### Task objective:
Skip the pictures and extract all of the lines exactly as written.
** begin Source data **
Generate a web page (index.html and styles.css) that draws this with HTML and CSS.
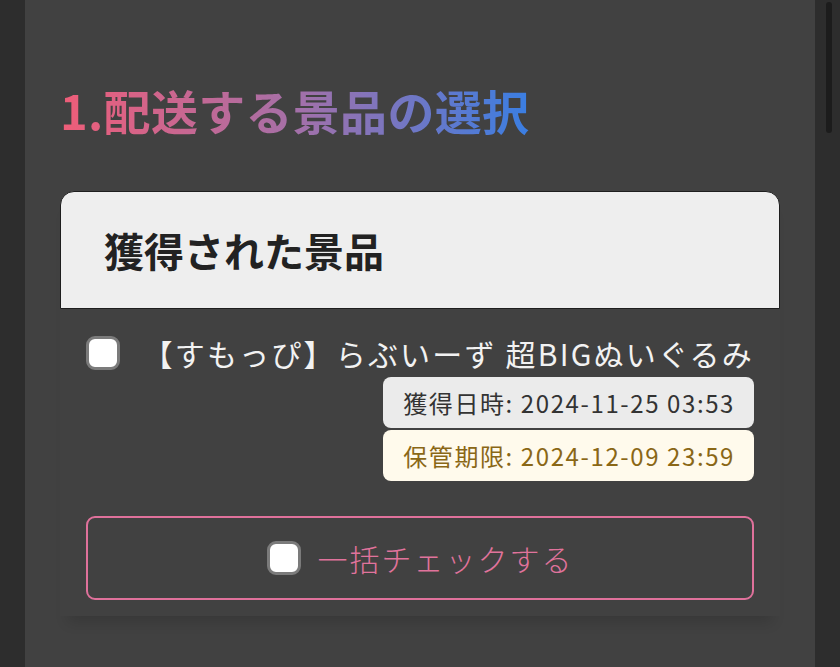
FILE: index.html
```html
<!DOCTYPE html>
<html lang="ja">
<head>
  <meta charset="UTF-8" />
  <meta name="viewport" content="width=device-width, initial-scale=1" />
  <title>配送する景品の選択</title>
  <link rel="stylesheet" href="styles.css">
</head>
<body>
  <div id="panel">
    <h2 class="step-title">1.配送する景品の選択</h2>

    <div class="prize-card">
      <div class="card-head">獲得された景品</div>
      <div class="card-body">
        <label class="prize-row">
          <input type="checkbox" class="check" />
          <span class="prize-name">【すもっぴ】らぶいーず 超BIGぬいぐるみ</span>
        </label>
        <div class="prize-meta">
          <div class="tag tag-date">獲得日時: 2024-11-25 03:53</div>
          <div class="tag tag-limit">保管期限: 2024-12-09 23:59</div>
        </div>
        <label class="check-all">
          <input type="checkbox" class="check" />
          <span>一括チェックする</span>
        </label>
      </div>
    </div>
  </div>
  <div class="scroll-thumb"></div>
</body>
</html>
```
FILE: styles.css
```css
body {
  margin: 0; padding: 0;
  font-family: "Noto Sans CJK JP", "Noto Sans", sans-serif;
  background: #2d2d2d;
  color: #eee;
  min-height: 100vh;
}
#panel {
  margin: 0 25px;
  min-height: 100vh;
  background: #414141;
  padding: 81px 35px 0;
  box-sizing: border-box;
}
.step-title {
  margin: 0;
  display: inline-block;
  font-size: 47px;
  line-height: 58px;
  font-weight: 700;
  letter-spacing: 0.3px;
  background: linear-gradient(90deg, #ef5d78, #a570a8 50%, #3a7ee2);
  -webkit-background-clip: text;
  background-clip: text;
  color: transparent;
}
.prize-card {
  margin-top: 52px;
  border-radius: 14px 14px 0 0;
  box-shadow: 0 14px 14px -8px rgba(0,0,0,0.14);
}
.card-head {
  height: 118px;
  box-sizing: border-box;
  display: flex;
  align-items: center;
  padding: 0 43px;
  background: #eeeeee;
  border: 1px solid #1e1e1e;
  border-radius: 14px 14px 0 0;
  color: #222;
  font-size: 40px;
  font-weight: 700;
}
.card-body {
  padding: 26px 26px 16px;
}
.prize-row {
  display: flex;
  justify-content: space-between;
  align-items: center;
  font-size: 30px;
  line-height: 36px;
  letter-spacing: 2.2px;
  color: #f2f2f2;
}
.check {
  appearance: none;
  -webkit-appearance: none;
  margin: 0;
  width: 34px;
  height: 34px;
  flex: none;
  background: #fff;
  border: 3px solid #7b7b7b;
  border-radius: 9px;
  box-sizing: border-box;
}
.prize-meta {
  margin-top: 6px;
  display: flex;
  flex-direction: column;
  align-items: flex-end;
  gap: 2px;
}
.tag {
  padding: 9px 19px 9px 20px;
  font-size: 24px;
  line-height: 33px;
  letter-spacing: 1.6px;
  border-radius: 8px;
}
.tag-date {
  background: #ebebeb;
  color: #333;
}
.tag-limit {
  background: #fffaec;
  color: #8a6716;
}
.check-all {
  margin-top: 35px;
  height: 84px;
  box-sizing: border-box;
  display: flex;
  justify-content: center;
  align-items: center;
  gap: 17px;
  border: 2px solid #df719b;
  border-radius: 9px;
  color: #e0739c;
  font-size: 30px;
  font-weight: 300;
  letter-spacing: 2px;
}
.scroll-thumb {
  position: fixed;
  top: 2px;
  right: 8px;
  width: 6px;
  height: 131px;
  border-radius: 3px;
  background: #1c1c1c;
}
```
** end Source data **
### Solution:
Generate a web page (index.html and styles.css) that draws this with HTML and CSS.
FILE: index.html
```html
<!DOCTYPE html>
<html lang="ja">
<head>
  <meta charset="UTF-8" />
  <meta name="viewport" content="width=device-width, initial-scale=1" />
  <title>配送する景品の選択</title>
  <link rel="stylesheet" href="styles.css">
</head>
<body>
  <div id="panel">
    <h2 class="step-title">1.配送する景品の選択</h2>

    <div class="prize-card">
      <div class="card-head">獲得された景品</div>
      <div class="card-body">
        <label class="prize-row">
          <input type="checkbox" class="check" />
          <span class="prize-name">【すもっぴ】らぶいーず 超BIGぬいぐるみ</span>
        </label>
        <div class="prize-meta">
          <div class="tag tag-date">獲得日時: 2024-11-25 03:53</div>
          <div class="tag tag-limit">保管期限: 2024-12-09 23:59</div>
        </div>
        <label class="check-all">
          <input type="checkbox" class="check" />
          <span>一括チェックする</span>
        </label>
      </div>
    </div>
  </div>
  <div class="scroll-thumb"></div>
</body>
</html>
```
FILE: styles.css
```css
body {
  margin: 0; padding: 0;
  font-family: "Noto Sans CJK JP", "Noto Sans", sans-serif;
  background: #2d2d2d;
  color: #eee;
  min-height: 100vh;
}
#panel {
  margin: 0 25px;
  min-height: 100vh;
  background: #414141;
  padding: 81px 35px 0;
  box-sizing: border-box;
}
.step-title {
  margin: 0;
  display: inline-block;
  font-size: 47px;
  line-height: 58px;
  font-weight: 700;
  letter-spacing: 0.3px;
  background: linear-gradient(90deg, #ef5d78, #a570a8 50%, #3a7ee2);
  -webkit-background-clip: text;
  background-clip: text;
  color: transparent;
}
.prize-card {
  margin-top: 52px;
  border-radius: 14px 14px 0 0;
  box-shadow: 0 14px 14px -8px rgba(0,0,0,0.14);
}
.card-head {
  height: 118px;
  box-sizing: border-box;
  display: flex;
  align-items: center;
  padding: 0 43px;
  background: #eeeeee;
  border: 1px solid #1e1e1e;
  border-radius: 14px 14px 0 0;
  color: #222;
  font-size: 40px;
  font-weight: 700;
}
.card-body {
  padding: 26px 26px 16px;
}
.prize-row {
  display: flex;
  justify-content: space-between;
  align-items: center;
  font-size: 30px;
  line-height: 36px;
  letter-spacing: 2.2px;
  color: #f2f2f2;
}
.check {
  appearance: none;
  -webkit-appearance: none;
  margin: 0;
  width: 34px;
  height: 34px;
  flex: none;
  background: #fff;
  border: 3px solid #7b7b7b;
  border-radius: 9px;
  box-sizing: border-box;
}
.prize-meta {
  margin-top: 6px;
  display: flex;
  flex-direction: column;
  align-items: flex-end;
  gap: 2px;
}
.tag {
  padding: 9px 19px 9px 20px;
  font-size: 24px;
  line-height: 33px;
  letter-spacing: 1.6px;
  border-radius: 8px;
}
.tag-date {
  background: #ebebeb;
  color: #333;
}
.tag-limit {
  background: #fffaec;
  color: #8a6716;
}
.check-all {
  margin-top: 35px;
  height: 84px;
  box-sizing: border-box;
  display: flex;
  justify-content: center;
  align-items: center;
  gap: 17px;
  border: 2px solid #df719b;
  border-radius: 9px;
  color: #e0739c;
  font-size: 30px;
  font-weight: 300;
  letter-spacing: 2px;
}
.scroll-thumb {
  position: fixed;
  top: 2px;
  right: 8px;
  width: 6px;
  height: 131px;
  border-radius: 3px;
  background: #1c1c1c;
}
```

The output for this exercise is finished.